Koko juga menyampaikan apresiasinya atas dukungan pemerintah terhadap wilayah terpencil, termasuk pengiriman smartboard dari program pemerintahan Presiden Prabowo. Ia berharap semua guru di Indonesia tidak hanya peka terhadap pendidikan anak, tetapi juga "peka terhadap lingkungan sekitar."
Di Banyumas, Jawa Tengah, kisah Umi Salamah adalah tentang pengorbanan personal. Kepala PKBM (Pusat Kegiatan Belajar Masyarakat) Banyumas ini menerima anugerah Guru Pejuang Pendidikan Non Formal dan Inklusif setelah tiga dekade membuka rumahnya sendiri sebagai pusat kegiatan belajar masyarakat, mulai dari buta huruf hingga jenjang perguruan tinggi (S1).
Umi mendirikan PKBM, PAUD, kelas paket, SLB, dan bahkan merintis Pondok Pesantren ABK (Anak Berkebutuhan Khusus) untuk mengisi kekosongan layanan SLB di wilayahnya.
"Saya menggunakan rumah saya, rumah saya semuanya untuk kegiatan-kegiatan itu... Alhamdulillah kalau sekarang alhamdulillah saya sudah punya gedung sendiri, swadaya mandiri sampai bangun gedungnya alhamdulillah sekarang sudah punya tempat sendiri," cerita Umi, menggambarkan proses panjang pengabdiannya.
Meski telah mencapai kemandirian, Umi menyuarakan harapan agar perhatian terhadap pendidikan inklusif terus diperkuat, khususnya bagi guru PAUD dan tutor nonformal. Ia menyebut bahwa guru dari kesetaraan masih kurang diperhatikan, namun bersyukur bahwa pemerintah saat ini sudah menunjukkan perhatian yang jauh lebih baik.
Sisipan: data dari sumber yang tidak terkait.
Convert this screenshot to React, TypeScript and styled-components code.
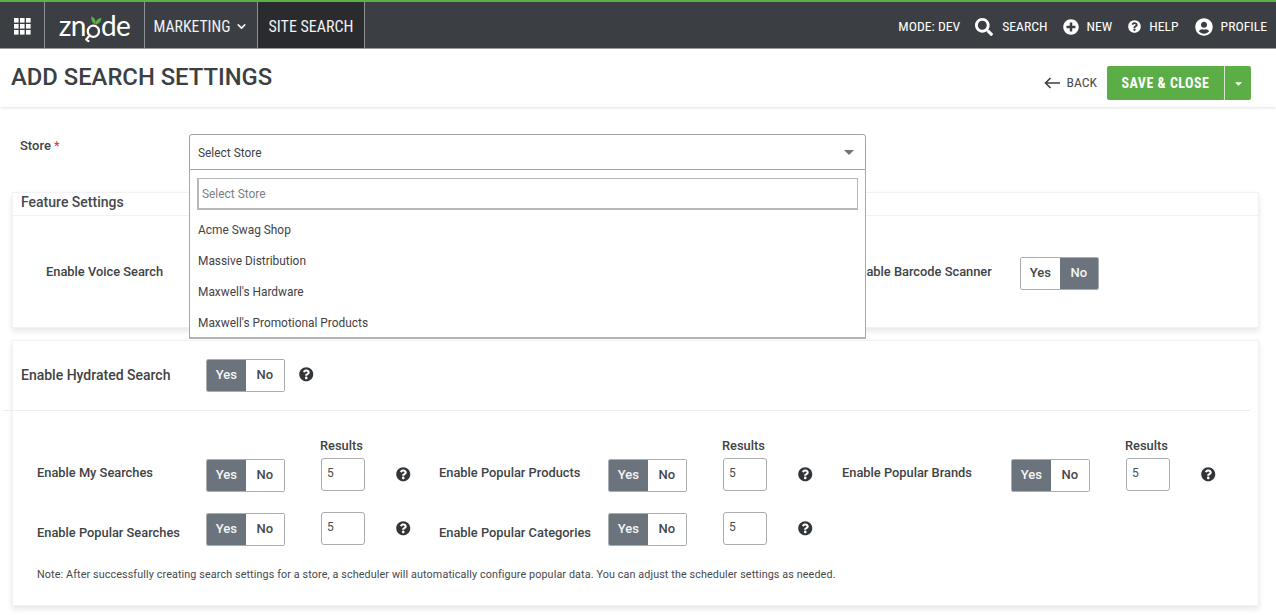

Kisah Syifa, Koko, dan Umi adalah representasi nyata bahwa fondasi tema "Guru Hebat, Indonesia Kuat" tegak berdiri di atas dedikasi dan empati. Melalui aksi nyata di Aceh, Sumatra Selatan, dan Banyumas, mereka membuktikan bahwa pendidikan bertumbuh subur dari komitmen para pengabdi sejati.